Pick out each line of the records in which the word "this" appears.

**** Input records

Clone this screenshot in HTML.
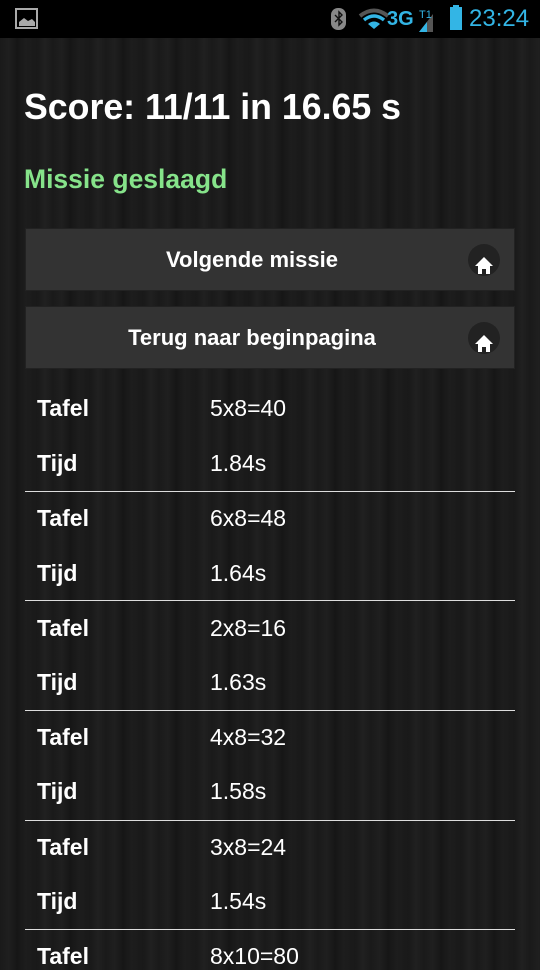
<!DOCTYPE html>
<html><head><meta charset="utf-8"><style>
*{margin:0;padding:0;box-sizing:border-box}
body{width:540px;height:960px;overflow:hidden;font-family:"Liberation Sans",sans-serif;color:#fff;
background:#1b1b1b repeating-linear-gradient(90deg,#1a1a1a 0,#1f1f1f 9px,#161616 17px,#1d1d1d 26px,#191919 37px,#202020 45px,#1a1a1a 53px);position:relative}
.sb{position:absolute;left:0;top:0;width:540px;height:38px;background:#000}
.t{position:absolute;white-space:nowrap}
.btn{position:absolute;left:25px;width:490px;height:63px;background:#333;border:1px solid #222;font-weight:bold;font-size:22px;text-align:center;line-height:61px;padding-right:36px}
.ic{position:absolute;right:14px;top:15px;width:32px;height:32px;border-radius:50%;background:#222}
.line{position:absolute;left:25px;width:490px;height:1px;background:#ddd}
.l{position:absolute;left:37px;font-weight:bold;font-size:23px}
.v{position:absolute;left:210px;font-size:23px}
</style></head><body>
<div class="sb">
<svg class="t" style="left:15px;top:8px" width="24" height="22"><rect x="1" y="1" width="21" height="19" fill="none" stroke="#aaa" stroke-width="2"/><path d="M4 18 L4 14 L9 10 L13 13 L17 11 L20 14 L20 18Z" fill="#aaa"/></svg>
<svg class="t" style="left:330px;top:7px" width="18" height="24"><rect x="1" y="1" width="15" height="22" rx="7" fill="#888"/><path d="M5 8 L12 15 L9 18 L9 5 L12 8 L5 15" stroke="#111" stroke-width="1.4" fill="none"/></svg>
<svg class="t" style="left:358px;top:8px" width="32" height="22"><path d="M2 8 Q16 -3 30 8" stroke="#555" stroke-width="4" fill="none"/><path d="M6 12 Q16 4 26 12" stroke="#33b5e5" stroke-width="3.5" fill="none"/><path d="M10 16 Q16 11 22 16 L16 21Z" fill="#33b5e5"/></svg>
<div class="t" style="left:387px;top:8px;font-size:20px;font-weight:bold;color:#33b5e5">3G</div>
<svg class="t" style="left:405px;top:6px" width="40" height="26"><path d="M14 26 L28 8 L28 26Z" fill="#555"/><path d="M14 26 L22 16 L22 26Z" fill="#33b5e5"/><text x="14" y="12" font-size="11" fill="#33b5e5" font-family="Liberation Sans">T1</text></svg>
<div class="t" style="left:450px;top:7px;width:12px;height:23px;background:#33b5e5"></div>
<div class="t" style="left:453px;top:5px;width:6px;height:3px;background:#33b5e5"></div>
<div class="t" style="left:469px;top:5px;font-size:24px;color:#33b5e5">23:24</div>
</div>
<div class="t" style="left:24px;top:87px;font-size:35.7px;font-weight:bold">Score: 11/11 in 16.65 s</div>
<div class="t" style="left:24px;top:164px;font-size:26.5px;font-weight:bold;color:#86e38a">Missie geslaagd</div>
<div class="btn" style="top:228px">Volgende missie<div class="ic"><svg width="32" height="32"><path d="M16 7 L25 16 L22 16 L22 24 L18 24 L18 19 L14 19 L14 24 L10 24 L10 16 L7 16Z" fill="#fff"/></svg></div></div>
<div class="btn" style="top:306px">Terug naar beginpagina<div class="ic"><svg width="32" height="32"><path d="M16 7 L25 16 L22 16 L22 24 L18 24 L18 19 L14 19 L14 24 L10 24 L10 16 L7 16Z" fill="#fff"/></svg></div></div>

<div class="l" style="top:395px">Tafel</div><div class="v" style="top:395px">5x8=40</div>
<div class="l" style="top:450px">Tijd</div><div class="v" style="top:450px">1.84s</div>
<div class="line" style="top:491px"></div>
<div class="l" style="top:505px">Tafel</div><div class="v" style="top:505px">6x8=48</div>
<div class="l" style="top:560px">Tijd</div><div class="v" style="top:560px">1.64s</div>
<div class="line" style="top:600px"></div>
<div class="l" style="top:615px">Tafel</div><div class="v" style="top:615px">2x8=16</div>
<div class="l" style="top:669px">Tijd</div><div class="v" style="top:669px">1.63s</div>
<div class="line" style="top:710px"></div>
<div class="l" style="top:724px">Tafel</div><div class="v" style="top:724px">4x8=32</div>
<div class="l" style="top:778px">Tijd</div><div class="v" style="top:778px">1.58s</div>
<div class="line" style="top:820px"></div>
<div class="l" style="top:834px">Tafel</div><div class="v" style="top:834px">3x8=24</div>
<div class="l" style="top:888px">Tijd</div><div class="v" style="top:888px">1.54s</div>
<div class="line" style="top:929px"></div>
<div class="l" style="top:943px">Tafel</div><div class="v" style="top:943px">8x10=80</div>
</body></html>
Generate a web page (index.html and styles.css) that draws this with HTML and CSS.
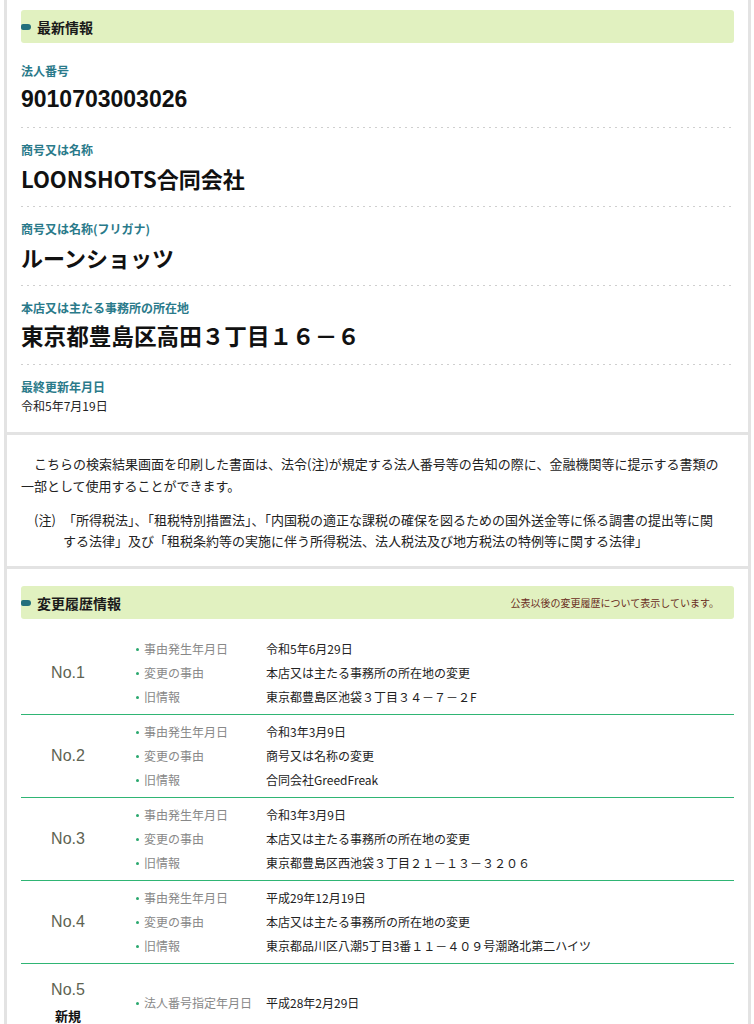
FILE: index.html
```html
<!DOCTYPE html>
<html lang="ja">
<head>
<meta charset="utf-8">
<title>法人番号</title>
<link rel="stylesheet" href="styles.css">
</head>
<body>
<div class="wrap">
  <section class="panel latest">
    <h2 class="bar"><span class="mark"></span>最新情報</h2>
    <div class="item">
      <div class="label">法人番号</div>
      <div class="value num">9010703003026</div>
    </div>
    <div class="item">
      <div class="label">商号又は名称</div>
      <div class="value">LOONSHOTS合同会社</div>
    </div>
    <div class="item">
      <div class="label">商号又は名称(フリガナ)</div>
      <div class="value">ルーンショッツ</div>
    </div>
    <div class="item">
      <div class="label">本店又は主たる事務所の所在地</div>
      <div class="value addr">東京都豊島区高田３丁目１６－６</div>
    </div>
    <div class="item last">
      <div class="label">最終更新年月日</div>
      <div class="small">令和5年7月19日</div>
    </div>
  </section>

  <section class="panel notice">
    <p class="lead">こちらの検索結果画面を印刷した書面は、法令(注)が規定する法人番号等の告知の際に、金融機関等に提示する書類の一部として使用することができます。</p>
    <div class="note">
      <span class="note-mark">(注)</span>
      <p class="note-text">「所得税法」、「租税特別措置法」、「内国税の適正な課税の確保を図るための国外送金等に係る調書の提出等に関する法律」及び「租税条約等の実施に伴う所得税法、法人税法及び地方税法の特例等に関する法律」</p>
    </div>
  </section>

  <section class="panel history">
    <h2 class="bar"><span class="mark"></span>変更履歴情報<span class="bar-note">公表以後の変更履歴について表示しています。</span></h2>

    <div class="row">
      <div class="no">No.1</div>
      <ul class="facts">
        <li><span class="k">事由発生年月日</span><span class="v">令和5年6月29日</span></li>
        <li><span class="k">変更の事由</span><span class="v">本店又は主たる事務所の所在地の変更</span></li>
        <li><span class="k">旧情報</span><span class="v">東京都豊島区池袋３丁目３４－７－２F</span></li>
      </ul>
    </div>
    <div class="row">
      <div class="no">No.2</div>
      <ul class="facts">
        <li><span class="k">事由発生年月日</span><span class="v">令和3年3月9日</span></li>
        <li><span class="k">変更の事由</span><span class="v">商号又は名称の変更</span></li>
        <li><span class="k">旧情報</span><span class="v">合同会社GreedFreak</span></li>
      </ul>
    </div>
    <div class="row">
      <div class="no">No.3</div>
      <ul class="facts">
        <li><span class="k">事由発生年月日</span><span class="v">令和3年3月9日</span></li>
        <li><span class="k">変更の事由</span><span class="v">本店又は主たる事務所の所在地の変更</span></li>
        <li><span class="k">旧情報</span><span class="v">東京都豊島区西池袋３丁目２１－１３－３２０６</span></li>
      </ul>
    </div>
    <div class="row">
      <div class="no">No.4</div>
      <ul class="facts">
        <li><span class="k">事由発生年月日</span><span class="v">平成29年12月19日</span></li>
        <li><span class="k">変更の事由</span><span class="v">本店又は主たる事務所の所在地の変更</span></li>
        <li><span class="k">旧情報</span><span class="v">東京都品川区八潮5丁目3番１１－４０９号潮路北第二ハイツ</span></li>
      </ul>
    </div>
    <div class="row first">
      <div class="no">No.5<span class="new">新規</span></div>
      <ul class="facts">
        <li><span class="k">法人番号指定年月日</span><span class="v">平成28年2月29日</span></li>
      </ul>
    </div>
  </section>
</div>
</body>
</html>
```

FILE: styles.css
```css
* { box-sizing: border-box; }
html, body { margin: 0; padding: 0; background: #fff; }
body {
  font-family: "Noto Sans CJK JP", "Liberation Sans", sans-serif;
  color: #222;
}
.wrap {
  margin-left: 4px;
  width: 747px;
  background: #e3e3e3;
  padding: 0 3px;
  display: flex;
  flex-direction: column;
  gap: 3px;
}
.panel {
  background: #fff;
  padding: 10px 14px 0;
}
.bar {
  margin: 0;
  height: 33px;
  background: #e1f1c0;
  border-radius: 3px;
  display: flex;
  align-items: center;
  font-size: 14px;
  font-weight: 700;
  color: #1a1a1a;
  line-height: 1;
}
.mark {
  width: 10px;
  height: 6px;
  background: #236f7c;
  border-radius: 2px 3px 3px 2px;
  margin-right: 6px;
  flex: none;
}
.latest { padding-bottom: 17px; }
.latest .bar { margin-bottom: 6px; }
.item {
  padding: 14px 0;
  background-image: linear-gradient(to right, #cfcfcf 2px, transparent 2px);
  background-size: 6px 1px;
  background-repeat: repeat-x;
  background-position: 0 100%;
}
.item.last { background: none; padding-bottom: 0; }
.label {
  font-size: 12px;
  line-height: 16px;
  font-weight: 700;
  color: #2a7a8a;
}
.value {
  margin-top: 5px;
  font-size: 22px;
  line-height: 30px;
  font-weight: 700;
  color: #111;
}
.value.num { font-family: "Liberation Sans", sans-serif; font-size: 23px; }
.value.addr { font-size: 22.6px; }
.small {
  margin-top: 2px;
  font-size: 12px;
  line-height: 18px;
  color: #222;
}

.notice { padding: 18px 28px 15px 14px; }
.lead {
  margin: 0;
  font-size: 13px;
  line-height: 22px;
  text-indent: 13px;
  color: #222;
}
.note {
  display: flex;
  margin-top: 12px;
  font-size: 13px;
  line-height: 21px;
  color: #222;
}
.note-mark { width: 42px; padding-left: 13px; flex: none; }
.note-text { margin: 0; flex: 1; }

.history { padding-top: 17px; }
.history .bar { margin-bottom: 13px; }
.bar-note {
  margin-left: auto;
  margin-right: 15px;
  font-size: 10px;
  font-weight: 400;
  color: #6a2d22;
}
.row {
  display: flex;
  align-items: center;
  border-bottom: 1px solid #2fb574;
  padding: 5px 0;
}
.row.first { border-bottom: none; padding-top: 17px; }
.no {
  width: 94px;
  flex: none;
  text-align: center;
  font-family: "Liberation Sans", sans-serif;
  font-size: 16px;
  color: #5e6352;
  display: flex;
  flex-direction: column;
  align-items: center;
}
.new {
  font-family: "Noto Sans CJK JP", sans-serif;
  font-size: 13px;
  font-weight: 700;
  color: #111;
  margin-top: 7px;
}
.facts {
  list-style: none;
  margin: 0 0 0 21px;
  padding: 0;
  font-size: 12px;
  line-height: 24px;
}
.facts li { display: flex; align-items: center; }
.facts li::before {
  content: "";
  width: 3px;
  height: 3px;
  border-radius: 50%;
  background: #2aa86e;
  margin-right: 5px;
  flex: none;
}
.k { width: 122px; color: #888; flex: none; }
.v { color: #222; }
```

********

§ **Worked answer**
Clone this screenshot in HTML.
Generate a web page (index.html and styles.css) that draws this with HTML and CSS.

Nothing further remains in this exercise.